From the listing below, select every line where the word "styles" appears.

── DATASET SECTION ──

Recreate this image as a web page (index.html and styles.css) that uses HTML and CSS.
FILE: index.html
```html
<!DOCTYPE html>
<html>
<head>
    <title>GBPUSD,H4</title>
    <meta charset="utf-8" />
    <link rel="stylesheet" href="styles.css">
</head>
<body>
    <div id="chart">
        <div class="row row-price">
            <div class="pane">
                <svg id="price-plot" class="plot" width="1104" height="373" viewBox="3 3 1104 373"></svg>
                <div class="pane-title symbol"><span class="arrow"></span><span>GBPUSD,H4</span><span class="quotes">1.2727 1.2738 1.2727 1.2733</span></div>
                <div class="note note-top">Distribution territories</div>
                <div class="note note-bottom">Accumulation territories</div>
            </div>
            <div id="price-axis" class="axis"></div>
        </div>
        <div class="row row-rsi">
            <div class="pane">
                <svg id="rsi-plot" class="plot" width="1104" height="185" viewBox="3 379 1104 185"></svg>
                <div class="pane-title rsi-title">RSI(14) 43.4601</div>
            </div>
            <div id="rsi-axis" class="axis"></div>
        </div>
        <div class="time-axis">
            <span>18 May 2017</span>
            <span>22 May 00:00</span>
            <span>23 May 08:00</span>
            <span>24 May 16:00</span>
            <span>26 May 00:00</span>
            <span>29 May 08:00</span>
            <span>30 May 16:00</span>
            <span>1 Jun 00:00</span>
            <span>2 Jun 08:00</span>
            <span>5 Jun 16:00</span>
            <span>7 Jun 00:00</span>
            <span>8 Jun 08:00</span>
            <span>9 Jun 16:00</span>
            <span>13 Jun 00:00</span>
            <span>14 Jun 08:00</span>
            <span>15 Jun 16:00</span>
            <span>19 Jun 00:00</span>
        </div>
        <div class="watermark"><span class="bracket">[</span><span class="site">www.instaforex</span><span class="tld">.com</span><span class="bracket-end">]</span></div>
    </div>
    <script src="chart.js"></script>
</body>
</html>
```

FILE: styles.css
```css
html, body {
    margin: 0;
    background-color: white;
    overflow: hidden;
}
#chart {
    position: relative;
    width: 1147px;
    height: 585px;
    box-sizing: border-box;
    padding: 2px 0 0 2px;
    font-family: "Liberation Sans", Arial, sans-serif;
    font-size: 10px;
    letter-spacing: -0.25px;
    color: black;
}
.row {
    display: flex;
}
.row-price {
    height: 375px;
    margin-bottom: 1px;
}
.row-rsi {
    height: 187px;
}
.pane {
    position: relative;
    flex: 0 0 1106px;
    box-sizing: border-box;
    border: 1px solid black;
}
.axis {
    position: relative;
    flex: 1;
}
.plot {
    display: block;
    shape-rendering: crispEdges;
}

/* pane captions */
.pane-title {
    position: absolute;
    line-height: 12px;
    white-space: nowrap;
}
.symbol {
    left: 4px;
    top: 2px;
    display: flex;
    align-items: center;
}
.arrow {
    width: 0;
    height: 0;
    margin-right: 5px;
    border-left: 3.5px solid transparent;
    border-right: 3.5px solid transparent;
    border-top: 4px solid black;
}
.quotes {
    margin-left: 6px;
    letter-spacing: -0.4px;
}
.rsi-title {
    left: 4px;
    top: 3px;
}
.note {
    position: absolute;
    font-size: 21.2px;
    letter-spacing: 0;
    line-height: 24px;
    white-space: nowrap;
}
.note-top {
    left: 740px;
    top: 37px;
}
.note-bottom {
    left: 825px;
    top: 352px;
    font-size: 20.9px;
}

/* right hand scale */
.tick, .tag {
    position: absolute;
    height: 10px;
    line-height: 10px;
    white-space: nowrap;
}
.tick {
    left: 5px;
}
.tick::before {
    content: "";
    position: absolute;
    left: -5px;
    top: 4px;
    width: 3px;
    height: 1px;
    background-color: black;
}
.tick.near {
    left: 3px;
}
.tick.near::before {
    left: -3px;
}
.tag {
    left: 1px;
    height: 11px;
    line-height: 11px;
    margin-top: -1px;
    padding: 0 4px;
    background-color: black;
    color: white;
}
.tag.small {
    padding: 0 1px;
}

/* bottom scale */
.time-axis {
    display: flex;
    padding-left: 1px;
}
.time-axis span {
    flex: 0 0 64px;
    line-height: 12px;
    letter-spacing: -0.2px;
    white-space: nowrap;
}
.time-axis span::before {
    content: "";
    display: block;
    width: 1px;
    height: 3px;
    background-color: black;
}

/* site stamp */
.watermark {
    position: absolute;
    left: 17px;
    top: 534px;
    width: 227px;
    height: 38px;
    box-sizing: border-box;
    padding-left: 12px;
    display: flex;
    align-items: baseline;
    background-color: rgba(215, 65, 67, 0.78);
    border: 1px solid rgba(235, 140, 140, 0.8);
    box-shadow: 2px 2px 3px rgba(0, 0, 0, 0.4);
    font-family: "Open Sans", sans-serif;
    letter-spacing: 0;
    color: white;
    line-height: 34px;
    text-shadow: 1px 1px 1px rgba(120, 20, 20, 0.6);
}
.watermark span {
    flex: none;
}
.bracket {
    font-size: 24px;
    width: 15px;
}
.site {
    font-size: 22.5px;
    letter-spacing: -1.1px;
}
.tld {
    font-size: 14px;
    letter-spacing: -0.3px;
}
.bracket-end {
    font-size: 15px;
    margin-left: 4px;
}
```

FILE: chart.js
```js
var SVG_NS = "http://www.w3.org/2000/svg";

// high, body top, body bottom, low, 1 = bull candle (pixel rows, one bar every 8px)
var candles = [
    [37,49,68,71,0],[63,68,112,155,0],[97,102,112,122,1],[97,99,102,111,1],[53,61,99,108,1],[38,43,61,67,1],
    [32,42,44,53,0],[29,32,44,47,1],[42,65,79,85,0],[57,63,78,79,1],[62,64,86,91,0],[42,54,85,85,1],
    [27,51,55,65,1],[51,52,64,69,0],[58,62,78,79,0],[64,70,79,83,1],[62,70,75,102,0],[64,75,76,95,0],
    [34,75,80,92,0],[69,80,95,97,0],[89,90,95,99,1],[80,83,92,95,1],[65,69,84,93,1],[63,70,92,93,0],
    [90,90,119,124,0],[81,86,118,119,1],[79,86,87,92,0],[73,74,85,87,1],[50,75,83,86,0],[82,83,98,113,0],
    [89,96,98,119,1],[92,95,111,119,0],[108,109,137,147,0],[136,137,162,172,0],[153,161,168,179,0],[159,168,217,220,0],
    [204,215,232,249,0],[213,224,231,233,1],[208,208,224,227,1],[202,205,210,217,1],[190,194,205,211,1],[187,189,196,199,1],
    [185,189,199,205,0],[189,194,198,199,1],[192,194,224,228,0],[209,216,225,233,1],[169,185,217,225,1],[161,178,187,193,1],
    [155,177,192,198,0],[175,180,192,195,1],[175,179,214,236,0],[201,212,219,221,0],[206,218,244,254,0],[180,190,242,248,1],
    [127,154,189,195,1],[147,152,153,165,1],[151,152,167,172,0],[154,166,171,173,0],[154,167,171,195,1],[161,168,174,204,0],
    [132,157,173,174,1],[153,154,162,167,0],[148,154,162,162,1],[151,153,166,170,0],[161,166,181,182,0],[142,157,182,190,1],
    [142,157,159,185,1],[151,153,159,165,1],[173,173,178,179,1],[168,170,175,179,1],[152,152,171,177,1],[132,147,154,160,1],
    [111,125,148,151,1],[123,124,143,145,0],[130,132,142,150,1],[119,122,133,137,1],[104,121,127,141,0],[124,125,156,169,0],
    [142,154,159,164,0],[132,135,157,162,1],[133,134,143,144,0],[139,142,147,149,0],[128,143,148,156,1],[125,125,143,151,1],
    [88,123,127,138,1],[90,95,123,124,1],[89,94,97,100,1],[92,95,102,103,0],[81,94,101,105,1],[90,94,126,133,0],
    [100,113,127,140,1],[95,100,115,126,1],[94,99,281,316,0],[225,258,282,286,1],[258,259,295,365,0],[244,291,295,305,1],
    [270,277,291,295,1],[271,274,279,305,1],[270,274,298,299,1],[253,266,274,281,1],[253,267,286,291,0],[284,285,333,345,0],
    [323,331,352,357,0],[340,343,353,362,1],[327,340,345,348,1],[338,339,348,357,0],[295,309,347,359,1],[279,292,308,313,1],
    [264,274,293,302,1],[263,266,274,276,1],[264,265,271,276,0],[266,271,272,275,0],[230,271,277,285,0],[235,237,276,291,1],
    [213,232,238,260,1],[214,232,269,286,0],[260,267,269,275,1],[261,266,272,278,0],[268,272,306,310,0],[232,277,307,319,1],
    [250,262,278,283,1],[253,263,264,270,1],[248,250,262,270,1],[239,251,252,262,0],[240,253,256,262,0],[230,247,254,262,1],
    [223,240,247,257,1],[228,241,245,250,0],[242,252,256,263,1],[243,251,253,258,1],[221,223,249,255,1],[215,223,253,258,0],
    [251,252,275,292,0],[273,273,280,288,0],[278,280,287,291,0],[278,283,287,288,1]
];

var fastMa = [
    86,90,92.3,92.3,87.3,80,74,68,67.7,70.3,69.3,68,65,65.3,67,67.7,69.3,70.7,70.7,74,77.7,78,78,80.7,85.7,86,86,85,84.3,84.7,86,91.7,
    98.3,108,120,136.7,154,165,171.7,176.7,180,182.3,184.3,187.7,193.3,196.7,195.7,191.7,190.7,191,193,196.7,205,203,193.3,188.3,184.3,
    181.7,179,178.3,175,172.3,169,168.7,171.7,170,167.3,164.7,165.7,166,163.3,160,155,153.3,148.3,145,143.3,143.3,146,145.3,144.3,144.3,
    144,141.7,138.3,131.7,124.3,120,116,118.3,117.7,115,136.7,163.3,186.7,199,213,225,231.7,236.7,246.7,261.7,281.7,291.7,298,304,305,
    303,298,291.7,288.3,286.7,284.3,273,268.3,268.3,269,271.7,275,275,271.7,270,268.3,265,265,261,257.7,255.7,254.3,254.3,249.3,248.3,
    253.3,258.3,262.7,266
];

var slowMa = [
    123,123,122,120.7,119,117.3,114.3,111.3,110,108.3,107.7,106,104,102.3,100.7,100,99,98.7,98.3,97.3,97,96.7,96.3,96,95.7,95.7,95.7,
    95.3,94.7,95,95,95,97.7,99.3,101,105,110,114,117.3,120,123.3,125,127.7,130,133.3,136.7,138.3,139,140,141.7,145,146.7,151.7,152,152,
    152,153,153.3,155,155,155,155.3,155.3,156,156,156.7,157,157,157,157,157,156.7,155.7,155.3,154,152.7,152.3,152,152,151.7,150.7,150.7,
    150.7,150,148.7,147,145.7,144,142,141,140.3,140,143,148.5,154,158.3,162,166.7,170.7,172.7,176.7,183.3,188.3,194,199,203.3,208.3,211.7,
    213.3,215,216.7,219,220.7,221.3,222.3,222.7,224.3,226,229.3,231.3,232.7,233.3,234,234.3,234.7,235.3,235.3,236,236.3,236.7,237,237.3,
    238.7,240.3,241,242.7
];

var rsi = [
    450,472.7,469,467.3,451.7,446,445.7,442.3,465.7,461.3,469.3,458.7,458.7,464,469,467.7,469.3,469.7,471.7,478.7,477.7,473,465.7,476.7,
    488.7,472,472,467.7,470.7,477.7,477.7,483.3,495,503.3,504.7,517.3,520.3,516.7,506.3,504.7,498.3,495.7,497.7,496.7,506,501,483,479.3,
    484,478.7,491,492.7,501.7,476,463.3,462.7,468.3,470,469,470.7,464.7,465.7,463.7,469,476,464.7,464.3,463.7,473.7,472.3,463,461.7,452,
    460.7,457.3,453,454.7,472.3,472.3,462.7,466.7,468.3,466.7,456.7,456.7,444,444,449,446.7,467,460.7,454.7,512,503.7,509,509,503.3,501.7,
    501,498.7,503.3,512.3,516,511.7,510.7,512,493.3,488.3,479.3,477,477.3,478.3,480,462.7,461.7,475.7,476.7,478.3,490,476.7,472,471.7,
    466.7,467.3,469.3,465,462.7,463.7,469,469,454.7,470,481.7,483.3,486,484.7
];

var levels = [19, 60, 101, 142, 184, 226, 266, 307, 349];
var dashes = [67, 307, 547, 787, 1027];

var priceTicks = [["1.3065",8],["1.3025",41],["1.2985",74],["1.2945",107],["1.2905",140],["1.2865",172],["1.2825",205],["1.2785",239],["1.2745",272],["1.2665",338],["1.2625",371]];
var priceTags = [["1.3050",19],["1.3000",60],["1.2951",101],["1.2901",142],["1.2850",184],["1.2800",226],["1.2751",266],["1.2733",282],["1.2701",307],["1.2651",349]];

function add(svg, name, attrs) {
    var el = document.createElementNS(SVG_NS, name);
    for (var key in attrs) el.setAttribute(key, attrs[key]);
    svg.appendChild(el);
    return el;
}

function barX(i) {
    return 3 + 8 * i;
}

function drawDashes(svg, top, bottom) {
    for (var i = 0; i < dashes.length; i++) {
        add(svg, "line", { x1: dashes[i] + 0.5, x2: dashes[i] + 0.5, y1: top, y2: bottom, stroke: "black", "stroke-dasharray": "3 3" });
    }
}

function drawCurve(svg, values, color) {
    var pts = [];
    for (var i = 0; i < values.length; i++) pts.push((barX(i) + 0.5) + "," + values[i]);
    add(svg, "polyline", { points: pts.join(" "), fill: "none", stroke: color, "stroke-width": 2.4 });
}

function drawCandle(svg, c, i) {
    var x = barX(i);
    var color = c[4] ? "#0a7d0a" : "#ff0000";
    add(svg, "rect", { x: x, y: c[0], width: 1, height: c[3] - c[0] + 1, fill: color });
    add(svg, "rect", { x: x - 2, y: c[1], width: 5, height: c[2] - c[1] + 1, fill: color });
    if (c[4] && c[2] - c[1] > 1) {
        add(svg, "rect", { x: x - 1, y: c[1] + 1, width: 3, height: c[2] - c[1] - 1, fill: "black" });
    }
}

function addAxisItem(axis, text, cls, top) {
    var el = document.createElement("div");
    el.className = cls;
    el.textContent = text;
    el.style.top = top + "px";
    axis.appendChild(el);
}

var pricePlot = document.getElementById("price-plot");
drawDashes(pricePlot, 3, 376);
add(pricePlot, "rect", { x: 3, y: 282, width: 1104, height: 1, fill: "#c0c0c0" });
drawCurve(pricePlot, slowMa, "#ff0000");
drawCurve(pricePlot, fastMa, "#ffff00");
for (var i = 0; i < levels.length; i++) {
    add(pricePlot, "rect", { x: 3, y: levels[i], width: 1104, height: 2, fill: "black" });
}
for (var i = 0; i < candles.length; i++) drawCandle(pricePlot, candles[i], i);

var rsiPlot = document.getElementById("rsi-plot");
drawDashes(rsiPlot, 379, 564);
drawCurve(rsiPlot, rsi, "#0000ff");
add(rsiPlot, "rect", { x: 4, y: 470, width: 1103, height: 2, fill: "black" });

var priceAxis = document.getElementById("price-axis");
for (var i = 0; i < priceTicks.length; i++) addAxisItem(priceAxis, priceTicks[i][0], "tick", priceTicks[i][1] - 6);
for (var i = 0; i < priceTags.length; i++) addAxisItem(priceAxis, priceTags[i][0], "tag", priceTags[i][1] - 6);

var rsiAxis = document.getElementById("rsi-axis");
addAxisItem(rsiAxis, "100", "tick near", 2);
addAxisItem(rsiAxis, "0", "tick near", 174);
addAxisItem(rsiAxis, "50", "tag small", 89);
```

───

**FINAL RESULT:**
Recreate this image as a web page (index.html and styles.css) that uses HTML and CSS.
    <link rel="stylesheet" href="styles.css">
FILE: styles.css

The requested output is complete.